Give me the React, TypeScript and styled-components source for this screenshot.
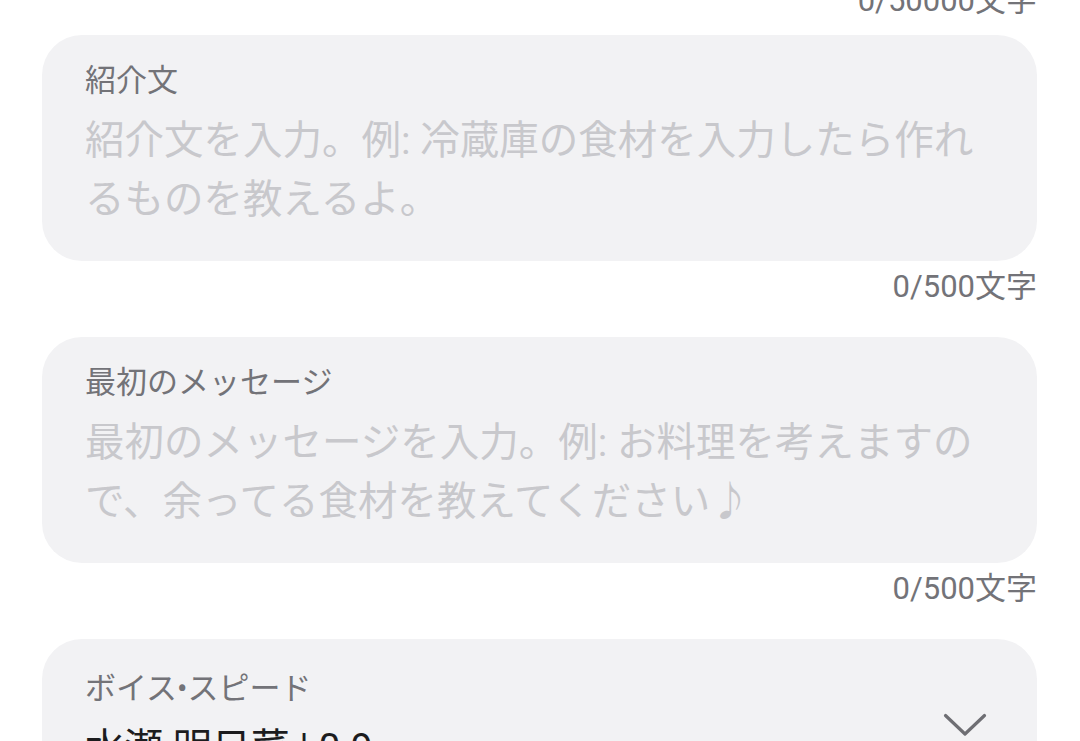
import React from "react";
import styled, { createGlobalStyle } from "styled-components";

const Global = createGlobalStyle`
  html, body { margin: 0; padding: 0; background: #ffffff; }
  body { font-family: Roboto, "Noto Sans CJK JP", "Noto Sans", sans-serif; overflow: hidden; }
`;

const Page = styled.div`
  display: flex;
  flex-direction: column;
  padding: 0 43px 0 42px;
  margin-top: -25px;
`;

const Counter = styled.div<{ $after?: number }>`
  font-size: 31px;
  line-height: 44px;
  color: #737378;
  text-align: right;
  margin: 4px 0 ${(p) => p.$after ?? 28}px;
`;

const Card = styled.div<{ $top?: number }>`
  background: #f2f2f4;
  border-radius: 40px;
  padding: ${(p) => p.$top ?? 24}px 43px 32px;
  display: flex;
  flex-direction: column;
`;

const Label = styled.div`
  font-size: 31px;
  line-height: 44px;
  color: #737378;
`;

const Placeholder = styled.div`
  margin-top: 8px;
  font-size: 39.5px;
  line-height: 59px;
  color: #c8c8cc;
`;

const SelectRow = styled.div`
  display: flex;
  align-items: flex-start;
  justify-content: space-between;
`;

const SelectText = styled.div`
  display: flex;
  flex-direction: column;
`;

const Value = styled.div`
  margin-top: 9px;
  font-size: 39px;
  line-height: 56px;
  color: #1c1c1e;
`;

const ChevronBox = styled.div`
  margin: 46px 7px 0 0;
  display: flex;
`;

const Chevron = () => (
  <ChevronBox>
    <svg width="44" height="24" viewBox="0 0 44 24" fill="none">
      <path d="M2.5 2.5 L22 21 L41.5 2.5" stroke="#6e6e73" strokeWidth="3.2" strokeLinecap="round" strokeLinejoin="round" />
    </svg>
  </ChevronBox>
);

export default function App() {
  return (
    <>
      <Global />
      <Page>
        <Counter $after={12}>0/50000文字</Counter>
        <Card>
          <Label>紹介文</Label>
          <Placeholder>紹介文を入力。例: 冷蔵庫の食材を入力したら作れるものを教えるよ。</Placeholder>
        </Card>
        <Counter>0/500文字</Counter>
        <Card>
          <Label>最初のメッセージ</Label>
          <Placeholder>最初のメッセージを入力。例: お料理を考えますので、余ってる食材を教えてください♪</Placeholder>
        </Card>
        <Counter>0/500文字</Counter>
        <Card $top={28}>
          <SelectRow>
            <SelectText>
              <Label>ボイス•スピード</Label>
              <Value>水瀬 明日菜 | 0.9</Value>
            </SelectText>
            <Chevron />
          </SelectRow>
        </Card>
      </Page>
    </>
  );
}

════════════════════

*The request*.
Print the whole listing above once more, word for word, without its pictures.

*Correct answer*.
Give me the React, TypeScript and styled-components source for this screenshot.
import React from "react";
import styled, { createGlobalStyle } from "styled-components";

const Global = createGlobalStyle`
  html, body { margin: 0; padding: 0; background: #ffffff; }
  body { font-family: Roboto, "Noto Sans CJK JP", "Noto Sans", sans-serif; overflow: hidden; }
`;

const Page = styled.div`
  display: flex;
  flex-direction: column;
  padding: 0 43px 0 42px;
  margin-top: -25px;
`;

const Counter = styled.div<{ $after?: number }>`
  font-size: 31px;
  line-height: 44px;
  color: #737378;
  text-align: right;
  margin: 4px 0 ${(p) => p.$after ?? 28}px;
`;

const Card = styled.div<{ $top?: number }>`
  background: #f2f2f4;
  border-radius: 40px;
  padding: ${(p) => p.$top ?? 24}px 43px 32px;
  display: flex;
  flex-direction: column;
`;

const Label = styled.div`
  font-size: 31px;
  line-height: 44px;
  color: #737378;
`;

const Placeholder = styled.div`
  margin-top: 8px;
  font-size: 39.5px;
  line-height: 59px;
  color: #c8c8cc;
`;

const SelectRow = styled.div`
  display: flex;
  align-items: flex-start;
  justify-content: space-between;
`;

const SelectText = styled.div`
  display: flex;
  flex-direction: column;
`;

const Value = styled.div`
  margin-top: 9px;
  font-size: 39px;
  line-height: 56px;
  color: #1c1c1e;
`;

const ChevronBox = styled.div`
  margin: 46px 7px 0 0;
  display: flex;
`;

const Chevron = () => (
  <ChevronBox>
    <svg width="44" height="24" viewBox="0 0 44 24" fill="none">
      <path d="M2.5 2.5 L22 21 L41.5 2.5" stroke="#6e6e73" strokeWidth="3.2" strokeLinecap="round" strokeLinejoin="round" />
    </svg>
  </ChevronBox>
);

export default function App() {
  return (
    <>
      <Global />
      <Page>
        <Counter $after={12}>0/50000文字</Counter>
        <Card>
          <Label>紹介文</Label>
          <Placeholder>紹介文を入力。例: 冷蔵庫の食材を入力したら作れるものを教えるよ。</Placeholder>
        </Card>
        <Counter>0/500文字</Counter>
        <Card>
          <Label>最初のメッセージ</Label>
          <Placeholder>最初のメッセージを入力。例: お料理を考えますので、余ってる食材を教えてください♪</Placeholder>
        </Card>
        <Counter>0/500文字</Counter>
        <Card $top={28}>
          <SelectRow>
            <SelectText>
              <Label>ボイス•スピード</Label>
              <Value>水瀬 明日菜 | 0.9</Value>
            </SelectText>
            <Chevron />
          </SelectRow>
        </Card>
      </Page>
    </>
  );
}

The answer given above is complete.